Those of us who bleed Whale blue and green will have to hope that 2013 will represent a fresh new start for the Whale club, after a loss in the last game of 2012 that epitomized the frustrations that have dogged the team this season.
The Whale were playing a first-place team on New Year’s Eve in Portland, and the Pirates came into the game winners of seven of their last eight and ten out of 13. Yet, the Whale were clearly the better team for nearly two-thirds of the game.

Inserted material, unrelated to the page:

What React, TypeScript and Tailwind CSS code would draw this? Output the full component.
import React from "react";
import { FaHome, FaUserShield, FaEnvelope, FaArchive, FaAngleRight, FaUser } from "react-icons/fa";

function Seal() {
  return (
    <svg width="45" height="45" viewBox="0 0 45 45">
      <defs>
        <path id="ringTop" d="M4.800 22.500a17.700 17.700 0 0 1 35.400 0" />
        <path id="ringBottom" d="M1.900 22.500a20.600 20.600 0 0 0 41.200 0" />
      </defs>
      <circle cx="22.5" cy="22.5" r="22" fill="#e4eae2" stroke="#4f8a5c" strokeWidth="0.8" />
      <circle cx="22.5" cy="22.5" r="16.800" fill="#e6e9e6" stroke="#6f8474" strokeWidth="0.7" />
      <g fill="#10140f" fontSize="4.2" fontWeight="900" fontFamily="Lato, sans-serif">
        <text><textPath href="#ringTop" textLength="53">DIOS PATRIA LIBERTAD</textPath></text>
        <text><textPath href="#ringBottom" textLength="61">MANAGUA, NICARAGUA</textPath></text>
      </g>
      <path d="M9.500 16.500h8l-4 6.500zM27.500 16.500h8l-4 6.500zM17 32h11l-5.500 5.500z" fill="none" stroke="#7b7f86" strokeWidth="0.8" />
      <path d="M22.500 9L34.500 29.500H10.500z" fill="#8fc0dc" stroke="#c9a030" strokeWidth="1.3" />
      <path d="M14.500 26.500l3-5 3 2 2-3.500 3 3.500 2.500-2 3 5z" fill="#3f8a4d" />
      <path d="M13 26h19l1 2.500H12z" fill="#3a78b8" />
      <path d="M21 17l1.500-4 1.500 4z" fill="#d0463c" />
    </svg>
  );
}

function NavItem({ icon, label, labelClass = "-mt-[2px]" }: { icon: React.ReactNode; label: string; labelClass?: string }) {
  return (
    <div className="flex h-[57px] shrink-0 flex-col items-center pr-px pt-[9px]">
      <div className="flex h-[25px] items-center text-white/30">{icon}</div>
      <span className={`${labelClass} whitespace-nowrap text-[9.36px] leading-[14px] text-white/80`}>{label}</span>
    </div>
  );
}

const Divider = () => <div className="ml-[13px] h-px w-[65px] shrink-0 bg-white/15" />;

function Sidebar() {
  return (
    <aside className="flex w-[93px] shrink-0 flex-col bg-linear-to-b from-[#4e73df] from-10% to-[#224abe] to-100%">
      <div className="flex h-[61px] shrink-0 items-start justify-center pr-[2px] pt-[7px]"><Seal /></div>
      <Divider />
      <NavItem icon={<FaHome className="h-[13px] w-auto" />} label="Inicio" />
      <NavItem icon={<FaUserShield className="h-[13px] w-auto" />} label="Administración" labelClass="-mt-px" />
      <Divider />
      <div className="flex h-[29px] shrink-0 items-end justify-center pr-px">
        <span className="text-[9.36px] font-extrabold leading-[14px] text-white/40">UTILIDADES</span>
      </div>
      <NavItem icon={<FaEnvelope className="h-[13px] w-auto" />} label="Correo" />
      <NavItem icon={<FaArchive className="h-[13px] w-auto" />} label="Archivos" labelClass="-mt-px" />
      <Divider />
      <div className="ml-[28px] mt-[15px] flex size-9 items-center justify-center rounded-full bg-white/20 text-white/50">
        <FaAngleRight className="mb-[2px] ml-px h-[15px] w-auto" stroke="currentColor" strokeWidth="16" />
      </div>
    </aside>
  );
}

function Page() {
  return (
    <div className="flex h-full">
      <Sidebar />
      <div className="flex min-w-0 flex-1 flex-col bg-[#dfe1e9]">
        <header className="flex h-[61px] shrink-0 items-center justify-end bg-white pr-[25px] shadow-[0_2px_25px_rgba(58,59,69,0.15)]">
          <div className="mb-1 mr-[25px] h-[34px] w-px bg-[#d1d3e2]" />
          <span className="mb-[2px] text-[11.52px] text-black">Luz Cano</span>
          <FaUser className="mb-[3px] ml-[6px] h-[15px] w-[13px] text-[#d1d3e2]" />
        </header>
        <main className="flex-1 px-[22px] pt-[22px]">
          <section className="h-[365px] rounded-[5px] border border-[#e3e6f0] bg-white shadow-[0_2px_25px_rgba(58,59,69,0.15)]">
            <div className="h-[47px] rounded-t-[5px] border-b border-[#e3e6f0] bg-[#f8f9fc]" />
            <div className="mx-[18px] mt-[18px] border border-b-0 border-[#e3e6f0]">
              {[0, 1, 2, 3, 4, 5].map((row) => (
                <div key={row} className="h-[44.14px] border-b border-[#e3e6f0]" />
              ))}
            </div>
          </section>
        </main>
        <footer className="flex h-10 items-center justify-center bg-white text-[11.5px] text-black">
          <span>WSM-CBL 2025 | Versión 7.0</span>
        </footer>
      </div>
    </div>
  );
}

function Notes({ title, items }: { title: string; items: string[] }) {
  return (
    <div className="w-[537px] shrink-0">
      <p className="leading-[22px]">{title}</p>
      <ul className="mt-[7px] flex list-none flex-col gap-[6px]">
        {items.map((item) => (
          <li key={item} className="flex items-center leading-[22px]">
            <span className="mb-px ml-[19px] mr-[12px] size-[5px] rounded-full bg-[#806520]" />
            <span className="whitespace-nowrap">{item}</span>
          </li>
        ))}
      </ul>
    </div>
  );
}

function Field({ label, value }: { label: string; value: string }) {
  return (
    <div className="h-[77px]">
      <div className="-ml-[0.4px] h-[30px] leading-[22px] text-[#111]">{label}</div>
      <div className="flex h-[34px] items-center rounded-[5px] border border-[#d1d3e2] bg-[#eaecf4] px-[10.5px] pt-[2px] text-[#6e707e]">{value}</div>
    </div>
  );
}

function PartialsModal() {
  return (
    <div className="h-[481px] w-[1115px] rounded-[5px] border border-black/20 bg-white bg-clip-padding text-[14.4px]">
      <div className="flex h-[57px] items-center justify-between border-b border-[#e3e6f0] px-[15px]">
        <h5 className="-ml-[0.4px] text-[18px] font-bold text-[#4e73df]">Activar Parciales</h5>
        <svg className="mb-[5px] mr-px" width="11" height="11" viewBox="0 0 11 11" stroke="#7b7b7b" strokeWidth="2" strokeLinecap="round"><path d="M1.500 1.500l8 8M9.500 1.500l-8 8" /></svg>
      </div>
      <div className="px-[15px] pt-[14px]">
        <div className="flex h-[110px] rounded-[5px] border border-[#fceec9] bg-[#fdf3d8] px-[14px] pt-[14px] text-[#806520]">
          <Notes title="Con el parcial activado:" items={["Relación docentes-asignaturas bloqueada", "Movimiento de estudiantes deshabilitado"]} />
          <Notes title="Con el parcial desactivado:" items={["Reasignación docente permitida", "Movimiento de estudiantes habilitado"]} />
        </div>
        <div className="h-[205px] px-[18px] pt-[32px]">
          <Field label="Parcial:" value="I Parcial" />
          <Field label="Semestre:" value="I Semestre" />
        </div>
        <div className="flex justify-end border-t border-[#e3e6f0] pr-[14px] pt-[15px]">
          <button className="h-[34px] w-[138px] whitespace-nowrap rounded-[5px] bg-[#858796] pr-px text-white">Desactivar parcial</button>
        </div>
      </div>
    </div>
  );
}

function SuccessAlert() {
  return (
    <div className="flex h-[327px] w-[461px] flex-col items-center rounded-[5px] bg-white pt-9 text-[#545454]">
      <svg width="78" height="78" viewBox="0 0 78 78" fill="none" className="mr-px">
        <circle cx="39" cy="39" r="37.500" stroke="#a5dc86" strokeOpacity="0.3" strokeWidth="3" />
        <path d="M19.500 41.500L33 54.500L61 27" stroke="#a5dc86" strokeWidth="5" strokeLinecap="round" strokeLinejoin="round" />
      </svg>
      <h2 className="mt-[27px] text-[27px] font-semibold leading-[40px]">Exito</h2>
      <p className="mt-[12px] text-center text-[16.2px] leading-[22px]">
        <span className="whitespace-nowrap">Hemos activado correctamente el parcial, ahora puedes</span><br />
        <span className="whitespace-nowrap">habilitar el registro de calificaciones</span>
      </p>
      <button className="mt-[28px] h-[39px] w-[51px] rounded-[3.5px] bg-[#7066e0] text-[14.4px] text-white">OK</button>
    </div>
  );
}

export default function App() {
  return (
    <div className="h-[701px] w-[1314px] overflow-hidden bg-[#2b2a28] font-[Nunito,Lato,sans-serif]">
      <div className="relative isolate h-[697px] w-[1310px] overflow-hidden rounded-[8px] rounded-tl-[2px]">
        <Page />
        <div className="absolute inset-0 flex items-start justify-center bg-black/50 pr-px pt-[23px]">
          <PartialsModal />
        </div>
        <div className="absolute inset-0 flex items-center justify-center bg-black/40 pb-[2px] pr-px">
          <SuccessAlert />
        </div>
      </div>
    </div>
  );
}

Connecticut thoroughly outplayed the Pirates for most of the first two periods, being consistently first on the puck, winning battles and doing all of the little things right. That translated to a 3-0 Whale lead, after Micheal Haley and Tommy Grant scored 58 seconds apart early in the second period. The Whale were rolling their lines and dictating the play, keeping the Pirates on their heels, making it look like a statement win might be in the offing.
Then, suddenly and without warning, the wheels fell off.

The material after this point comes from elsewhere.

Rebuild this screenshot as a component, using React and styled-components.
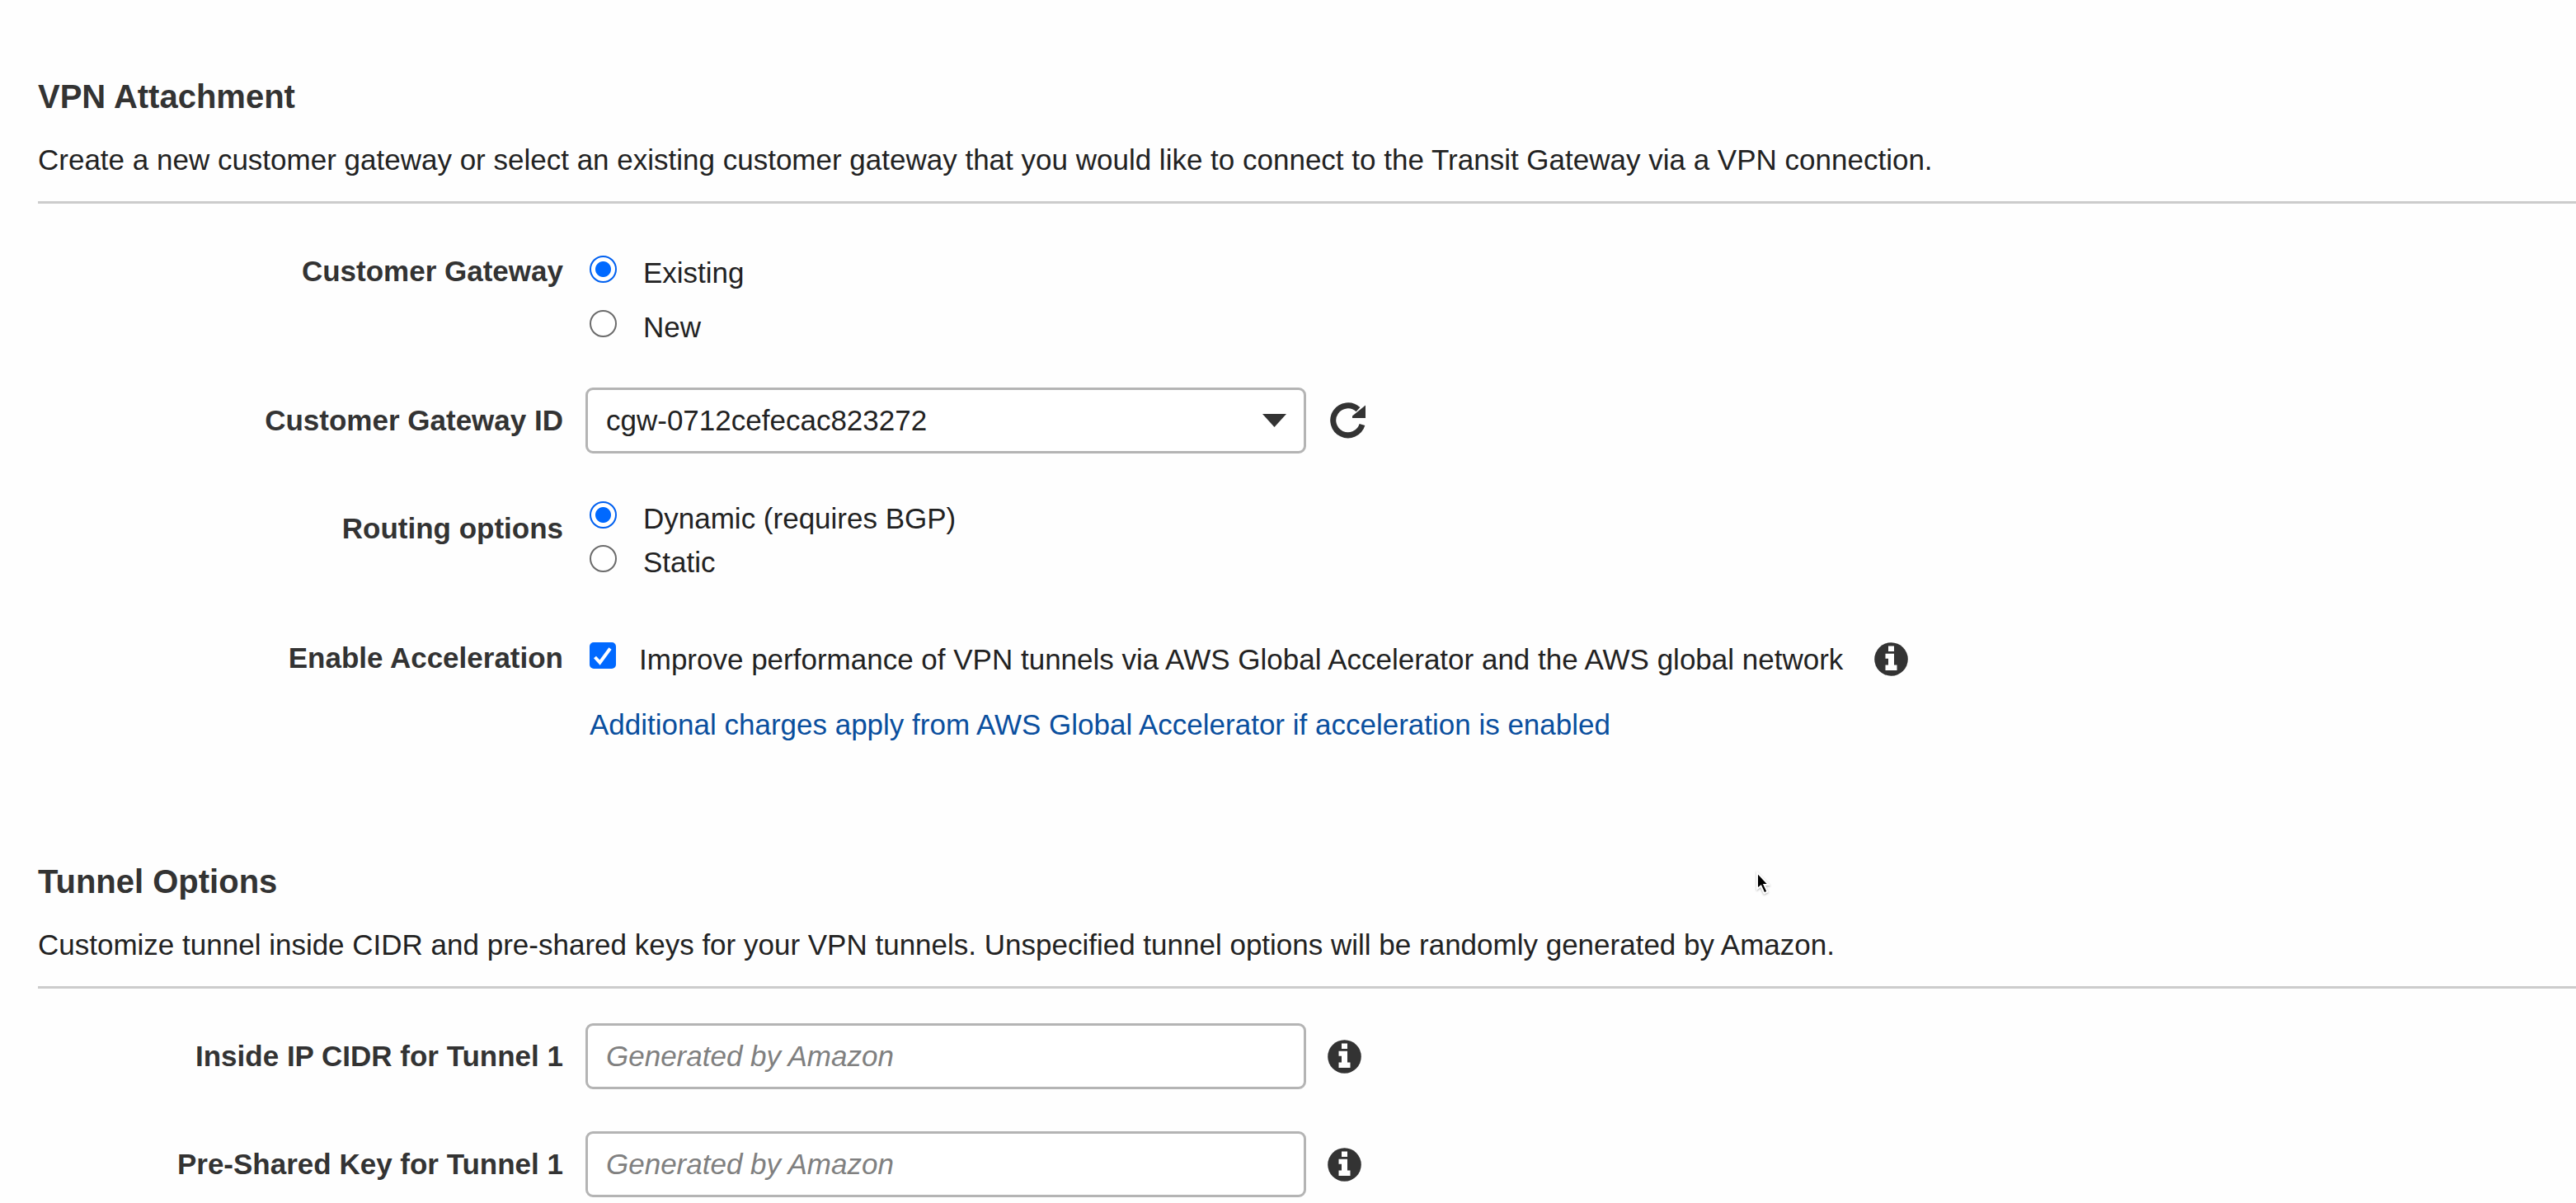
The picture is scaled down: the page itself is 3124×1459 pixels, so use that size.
import React, { useState } from 'react';
import styled, { createGlobalStyle, css } from 'styled-components';

const GlobalStyle = createGlobalStyle`
  *, *::before, *::after { box-sizing: border-box; }
  body {
    margin: 0;
    background: #fefefe;
    color: #222;
    font-family: "Liberation Sans", Arial, Helvetica, sans-serif;
    font-size: 35px;
    line-height: 40px;
  }
`;

const Page = styled.main`
  position: relative;
  padding: 93px 0 6px 46px;
  display: flex;
  flex-direction: column;
  gap: 146px;
`;

const SectionHeader = styled.header`
  display: flex;
  flex-direction: column;
  gap: 33px;
  padding-bottom: 30px;
  border-bottom: 3px solid #ccc;
`;

const Title = styled.h2`
  margin: 0;
  color: #333;
  font-size: 40px;
  line-height: 48px;
`;

const Description = styled.p`
  margin: 0;
`;

const Row = styled.div`
  display: grid;
  grid-template-columns: 637px minmax(0, 1fr);
  column-gap: 27px;
  align-items: ${(p) => (p.$top ? 'start' : 'center')};
  margin-top: ${(p) => p.$space}px;
`;

const labelStyle = css`
  color: #333;
  font-weight: bold;
  text-align: right;
`;

const Label = styled.label`
  ${labelStyle}
`;

const GroupLabel = styled.span`
  ${labelStyle}
  padding-top: ${(p) => p.$drop || 0}px;
`;

const Control = styled.div`
  display: flex;
  align-items: center;
  gap: 26px;
`;

const OptionList = styled.div`
  display: flex;
  flex-direction: column;
  gap: ${(p) => p.$gap}px;
  padding: ${(p) => p.$inset || 0}px 0 0 5px;
`;

const Option = styled.label`
  display: flex;
  align-items: flex-start;
  gap: 32px;
`;

const OptionText = styled.span`
  padding-top: 1px;
`;

const Radio = styled.input`
  appearance: none;
  flex: none;
  width: 33px;
  height: 33px;
  margin: 0;
  border: 2px solid #6b6b6b;
  border-radius: 50%;
  background: #fff;
  &:checked {
    border-color: #0060f0;
    background: radial-gradient(circle, #0069ff 9px, #fff 10px);
  }
`;

const CheckLine = styled.div`
  display: flex;
  align-items: center;
  gap: 38px;
`;

const CheckBoxWrap = styled.span`
  position: relative;
  flex: none;
  width: 32px;
  height: 32px;
`;

const CheckBox = styled.input`
  appearance: none;
  display: block;
  width: 32px;
  height: 32px;
  margin: 0;
  border: 2px solid #767676;
  border-radius: 5px;
  background: #fff;
  &:checked {
    border-color: #0069ff;
    background: #0069ff;
  }
`;

const Tick = styled.svg`
  position: absolute;
  inset: 0;
  pointer-events: none;
`;

const CheckLabel = styled.label`
  display: flex;
  align-items: flex-start;
  gap: 28px;
`;

const Link = styled.a`
  align-self: flex-start;
  color: #0a4f9e;
  text-decoration: none;
`;

const fieldStyle = css`
  width: 100%;
  height: 80px;
  margin: 0;
  padding: 0 22px;
  border: 3px solid #b4b4b4;
  border-radius: 9px;
  background: #fff;
  color: #222;
  font: inherit;
`;

const FieldBox = styled.div`
  position: relative;
  flex: 0 1 874px;
`;

const Select = styled.select`
  ${fieldStyle}
  display: block;
  appearance: none;
`;

const TextInput = styled.input`
  ${fieldStyle}
  display: block;
  &::placeholder {
    color: #808080;
    font-style: italic;
    opacity: 1;
  }
`;

const Caret = styled.svg`
  position: absolute;
  top: 32px;
  right: 24px;
  pointer-events: none;
`;

const IconButton = styled.button`
  display: flex;
  flex: none;
  margin: 0;
  padding: 0;
  border: 0;
  background: none;
  color: #333;
`;

const Pointer = styled.svg`
  position: absolute;
  top: 1054px;
  left: 2127px;
  pointer-events: none;
  filter: drop-shadow(0 1px 1px rgba(0, 0, 0, 0.3));
`;

function InfoButton({ label }) {
  return (
    <IconButton type="button" aria-label={label}>
      <svg width="41" height="41" viewBox="0 0 41 41" aria-hidden="true">
        <circle cx="20.5" cy="20.5" r="20.3" fill="currentColor" />
        <path d="M17 4.5h7v6.500h-7z M13.500 13.700h10.500v13.800h3.500v6.500h-14v-6.500h3.500v-7.800h-3.500z" fill="#fff" />
      </svg>
    </IconButton>
  );
}

function RefreshIcon() {
  return (
    <svg width="48" height="45" viewBox="0 0 48 45" aria-hidden="true">
      <path d="M42 27 A18 18 0 1 1 37 8.600" fill="none" stroke="currentColor" strokeWidth="7" />
      <path d="M46 3.500V19H30v-2.500z" fill="currentColor" />
    </svg>
  );
}

function RadioGroup({ name, options, labelledBy, gap, inset }) {
  const [value, setValue] = useState(options[0]);
  return (
    <OptionList role="radiogroup" aria-labelledby={labelledBy} $gap={gap} $inset={inset}>
      {options.map((option) => (
        <Option key={option}>
          <Radio
            type="radio"
            name={name}
            value={option}
            checked={value === option}
            onChange={() => setValue(option)}
          />
          <OptionText>{option}</OptionText>
        </Option>
      ))}
    </OptionList>
  );
}

function TextRow({ id, label, space }) {
  return (
    <Row $space={space}>
      <Label htmlFor={id}>{label}</Label>
      <Control>
        <FieldBox>
          <TextInput id={id} type="text" placeholder="Generated by Amazon" />
        </FieldBox>
        <InfoButton label={`About ${label}`} />
      </Control>
    </Row>
  );
}

export default function App() {
  return (
    <>
      <GlobalStyle />
      <Page>
        <section>
          <SectionHeader>
            <Title>VPN Attachment</Title>
            <Description>
              Create a new customer gateway or select an existing customer gateway that you would
              like to connect to the Transit Gateway via a VPN connection.
            </Description>
          </SectionHeader>

          <Row $top $space={62}>
            <GroupLabel id="gateway-label">Customer Gateway</GroupLabel>
            <RadioGroup
              name="gateway"
              labelledBy="gateway-label"
              options={['Existing', 'New']}
              gap={25}
              inset={1}
            />
          </Row>

          <Row $space={53}>
            <Label htmlFor="gateway-id">Customer Gateway ID</Label>
            <Control>
              <FieldBox>
                <Select id="gateway-id" defaultValue="cgw-0712cefecac823272">
                  <option>cgw-0712cefecac823272</option>
                </Select>
                <Caret width="29" height="16" viewBox="0 0 29 16" aria-hidden="true">
                  <path d="M0 0h29L14.500 16z" fill="#333" />
                </Caret>
              </FieldBox>
              <IconButton type="button" aria-label="Refresh">
                <RefreshIcon />
              </IconButton>
            </Control>
          </Row>

          <Row $top $space={58}>
            <GroupLabel id="routing-label" $drop={13}>Routing options</GroupLabel>
            <RadioGroup
              name="routing"
              labelledBy="routing-label"
              options={['Dynamic (requires BGP)', 'Static']}
              gap={12}
            />
          </Row>

          <Row $top $space={76}>
            <GroupLabel id="acceleration-label">Enable Acceleration</GroupLabel>
            <OptionList role="group" aria-labelledby="acceleration-label" $gap={39} $inset={1}>
              <CheckLine>
                <CheckLabel>
                  <CheckBoxWrap>
                    <CheckBox type="checkbox" defaultChecked />
                    <Tick width="32" height="32" viewBox="0 0 32 32" aria-hidden="true">
                      <path d="M6.500 18l6 6.500L25 7.500" fill="none" stroke="#fff" strokeWidth="4" />
                    </Tick>
                  </CheckBoxWrap>
                  <OptionText>
                    Improve performance of VPN tunnels via AWS Global Accelerator and the AWS
                    global network
                  </OptionText>
                </CheckLabel>
                <InfoButton label="About acceleration" />
              </CheckLine>
              <Link href="#pricing">
                Additional charges apply from AWS Global Accelerator if acceleration is enabled
              </Link>
            </OptionList>
          </Row>
        </section>

        <section>
          <SectionHeader>
            <Title>Tunnel Options</Title>
            <Description>
              Customize tunnel inside CIDR and pre-shared keys for your VPN tunnels. Unspecified
              tunnel options will be randomly generated by Amazon.
            </Description>
          </SectionHeader>
          <TextRow id="inside-cidr" label="Inside IP CIDR for Tunnel 1" space={42} />
          <TextRow id="shared-key" label="Pre-Shared Key for Tunnel 1" space={51} />
        </section>

        <Pointer width="24" height="36" viewBox="0 0 24 36" aria-hidden="true">
          <path
            d="M4 4v20l4.500-3.500 4 9 4-2-4-8.500H18z"
            fill="#000"
            stroke="#fff"
            strokeWidth="2"
          />
        </Pointer>
      </Page>
    </>
  );
}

As if a switch had been flipped, the Whale began running around in their own zone and letting their coverage break down, and two Pirate defensemen, Mathieu Brodeur and Chris Summers, found themselves open for fairly easy goals on consecutive shifts. And neither of those guys is exactly Bobby Orr offensively either, as Brodeur’s goal was only his second of the year and Summers’ was his first.
The fire drill continued after Summers scored with 15.9 seconds left, and Chris Kreider was whistled for a high-sticking minor as time expired. The Whale were able to get that killed off, but found themselves shorthanded again just after Kreider got out of the box, on a cross-checking call against Mike Vernace, and they would not escape again. Evan Brophey won a draw from Kris Newbury, and Jordan Szwarz tipped in a Michael Stone shot from the blue line.
The Whale seemed to right the ship somewhat after that, but had lost their margin for error, and another major coverage blunder resulted in the game-winner at 12:04. The Whale broke up a Portland rush but never quite got the puck out up the boards, and somehow managed completely to lose track of Ethan Werek, who, ironically, was a 2009 second-round New York Ranger pick whom the organization traded to Phoenix, in front of the net. The Pirates worked the puck back down deep quickly, finding the unguarded Werek, and he had time to put a backhand shot past the catching glove of Cam Talbot.
Therein is a pretty good snapshot of the Whale’s season so far. They play 45 or 50 perfectly good minutes, but then come a couple of blown coverages, a lost defensive-zone faceoff and another lost check, and next thing you know, the Whale are left a goal short.
The positive is that when the Whale take care of the little things and make their opponents do things the hard way, they are a pretty tough team to play against. The consistency has to improve, though, for the disappointments of New Year’s Eve not to be repeated on the other side of the calendar change.